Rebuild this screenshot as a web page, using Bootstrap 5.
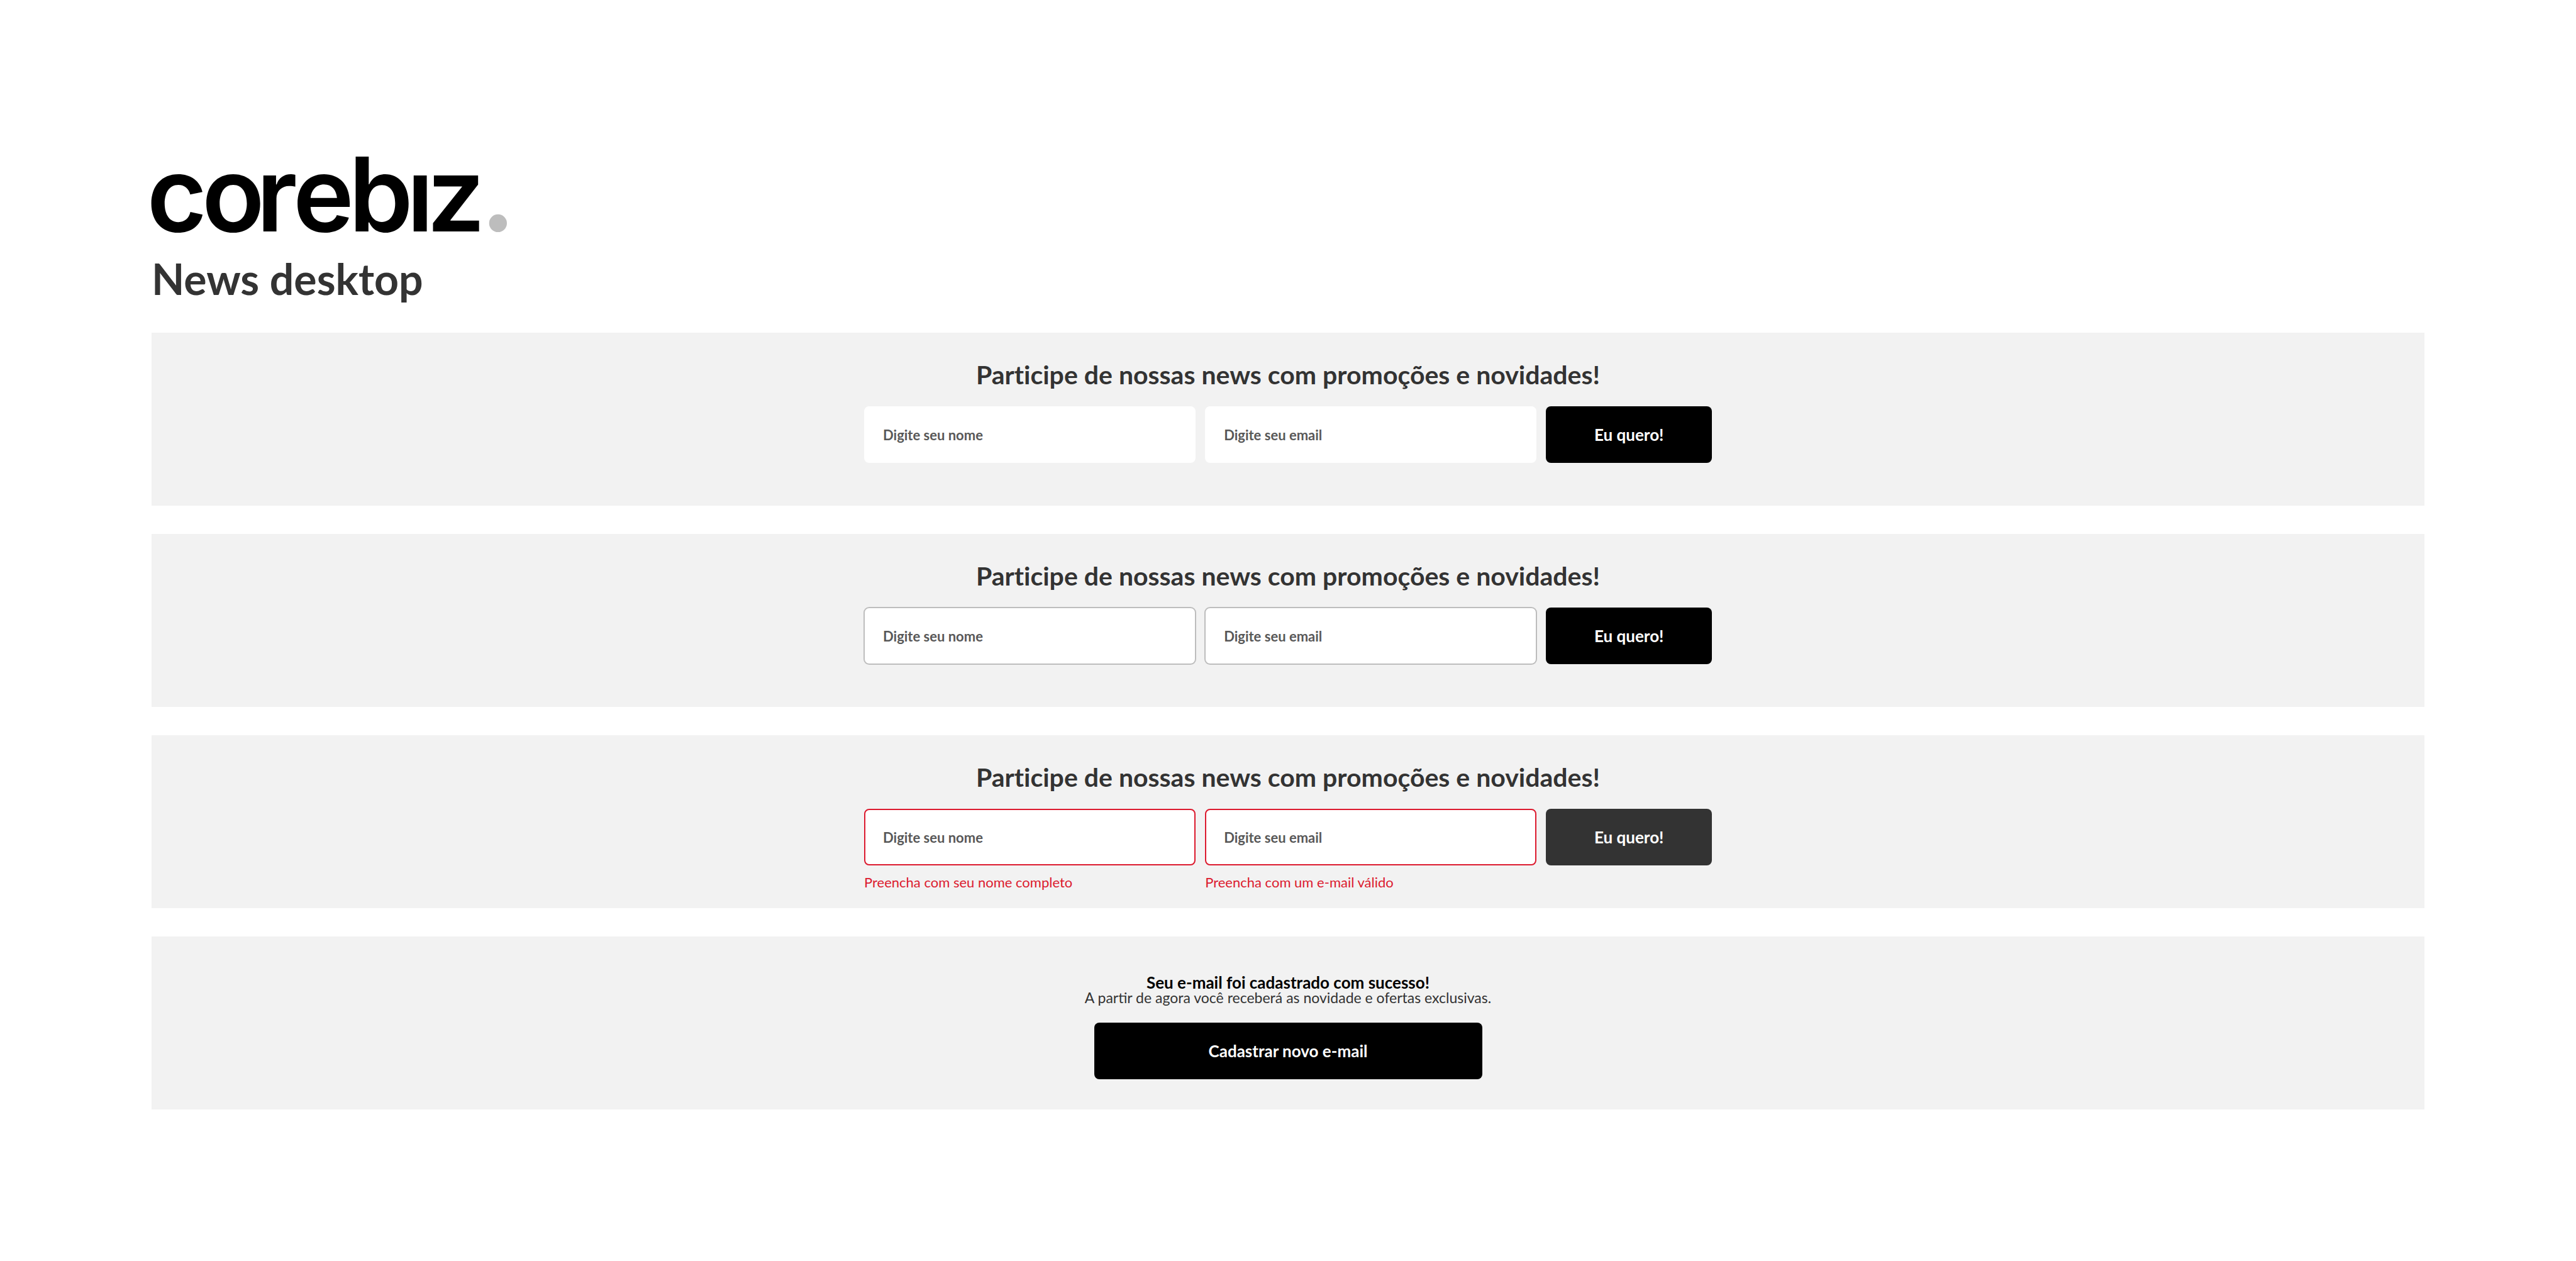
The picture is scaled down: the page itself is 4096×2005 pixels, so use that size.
<!DOCTYPE html>
<html lang="pt-BR">
<head>
<meta charset="utf-8">
<meta name="viewport" content="width=device-width, initial-scale=1">
<title>corebiz – News desktop</title>
<link href="https://cdn.jsdelivr.net/npm/bootstrap@5.3.0/dist/css/bootstrap.min.css" rel="stylesheet">
<style>
  body { font-family: Lato, "Liberation Sans", sans-serif; color: #333; background: #fff; }
  .page { padding: 241px 241px 130px; }
  .brand { width: 565px; height: auto; overflow: visible; }
  .brand text { font-family: Inter, "Liberation Sans", sans-serif; font-weight: 600; font-size: 174px; }
  .page-title { font-size: 68px; line-height: 82px; margin: 33px 0 45px; }
  .panels { gap: 45px; }
  .news { background: #f2f2f2; min-height: 275px; padding-top: 42px; }
  .news-title { font-size: 41px; line-height: 49px; margin-bottom: 26px; font-variant-ligatures: none; }
  .news-form { display: grid; grid-template-columns: 2fr 2fr 1fr; gap: 15px; width: 100%; max-width: 1348px; align-items: start; }
  .news .form-control { height: 90px; padding: 0 28px; border: 2px solid #fff; border-radius: 8px; font-size: 22px; font-weight: 700; color: #585858; background: #fff; }
  .news .form-control::placeholder { color: #585858; opacity: 1; }
  .news.outlined .form-control { border: 1px solid #bdbdbd; padding: 0 29px; box-shadow: 0 0 0 1px #bdbdbd; }
  .news.failed .form-control { border-color: #dc1a2e; background-image: none; }
  .news .invalid-feedback { font-size: 22px; line-height: 28px; margin-top: 13px; color: #dc1a2e; }
  .btn-news { height: 90px; border: 0; border-radius: 8px; background: #000; color: #fff; font-size: 26px; font-weight: 700; }
  .btn-news:hover, .btn-news.hovered { background: #333; color: #fff; }
  .news.done { padding-top: 60px; }
  .done-title { font-size: 26px; line-height: 26px; color: #000; }
  .done-text { font-size: 23px; line-height: 23px; margin-bottom: 28px; }
  .btn-wide { width: 617px; }
</style>
</head>
<body>
<main class="page">
  <svg class="brand d-block" viewBox="0 0 600 136" role="img" aria-label="corebiz">
    <text y="135" x="-8 85 177 239 333 431 465">corebız</text>
    <circle cx="585" cy="121" r="15" fill="#bdbdbd"/>
  </svg>
  <h1 class="page-title fw-bold">News desktop</h1>

  <div class="panels d-flex flex-column">
    <section class="news d-flex flex-column align-items-center">
      <h2 class="news-title fw-bold text-center">Participe de nossas news com promoções e novidades!</h2>
      <form class="news-form">
        <div>
          <input class="form-control" type="text" aria-label="Digite seu nome" placeholder="Digite seu nome">
        </div>
        <div>
          <input class="form-control" type="email" aria-label="Digite seu email" placeholder="Digite seu email">
        </div>
        <button class="btn btn-news" type="button">Eu quero!</button>
      </form>
    </section>

    <section class="news outlined d-flex flex-column align-items-center">
      <h2 class="news-title fw-bold text-center">Participe de nossas news com promoções e novidades!</h2>
      <form class="news-form">
        <div>
          <input class="form-control" type="text" aria-label="Digite seu nome" placeholder="Digite seu nome">
        </div>
        <div>
          <input class="form-control" type="email" aria-label="Digite seu email" placeholder="Digite seu email">
        </div>
        <button class="btn btn-news" type="button">Eu quero!</button>
      </form>
    </section>

    <section class="news failed d-flex flex-column align-items-center">
      <h2 class="news-title fw-bold text-center">Participe de nossas news com promoções e novidades!</h2>
      <form class="news-form">
        <div>
          <input class="form-control is-invalid" type="text" aria-label="Digite seu nome" placeholder="Digite seu nome" aria-describedby="erro-nome">
          <div class="invalid-feedback" id="erro-nome">Preencha com seu nome completo</div>
        </div>
        <div>
          <input class="form-control is-invalid" type="email" aria-label="Digite seu email" placeholder="Digite seu email" aria-describedby="erro-email">
          <div class="invalid-feedback" id="erro-email">Preencha com um e-mail válido</div>
        </div>
        <button class="btn btn-news hovered" type="button">Eu quero!</button>
      </form>
    </section>

    <section class="news done d-flex flex-column align-items-center">
      <h2 class="done-title fw-bold mb-0">Seu e-mail foi cadastrado com sucesso!</h2>
      <p class="done-text">A partir de agora você receberá as novidade e ofertas exclusivas.</p>
      <button class="btn btn-news btn-wide" type="button">Cadastrar novo e-mail</button>
    </section>
  </div>
</main>
<script src="https://cdn.jsdelivr.net/npm/bootstrap@5.3.0/dist/js/bootstrap.bundle.min.js"></script>
</body>
</html>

### Exercise brief
Lines containing the string "page" should be counted; reply with their number and nothing more.

### Exercise result
6